Of course, once T-Pain had officially broken through, the floodgates opened, and the numbers he’s put up since are staggering enough to make you wonder if he’s juicing somehow. In the last three years of this decade alone–two and a half, really, since this one still has aways to go–he’s released or appeared on 21 different top 40 hits, 11 of which have gone top ten and three of which went all the way to pole position. And beyond that, just about everyone he’s come into contact with has gone on to spread the autotune gospel elsewhere, meaning that even on the minority of pop songs that didn’t actually feature his voice, you were still fairly likely to hear someone that suddenly sounded a whole lot like him, whether it be Chris Brown, Kanye West, Akon, or even Lil’ Wayne himself. When Jay-Z, the self-annointed arbiter of hip-hop, has to actually release a single that tries to pronounce a movement dead, you know it’s reached a near-dangeorus level of musical permeation.
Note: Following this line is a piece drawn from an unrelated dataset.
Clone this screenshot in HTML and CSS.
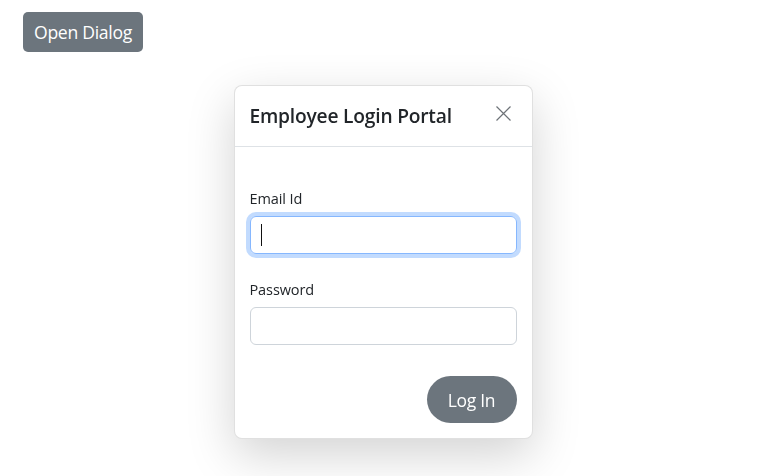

Still, a decade removed from “Believe” and “Only God Knows Why,” maybe the autotune takeover was all just an inevitability. Frankly, I’m glad that at least it was in the hands of a guy who didn’t take himself too seriously, knew a good hook when he heard it, and occasionally created some weirdly beautiful and hilarious hits that the country was powerless to ignore. If the new decade does indeed bring the death of autotune, it was still time well spent in this one.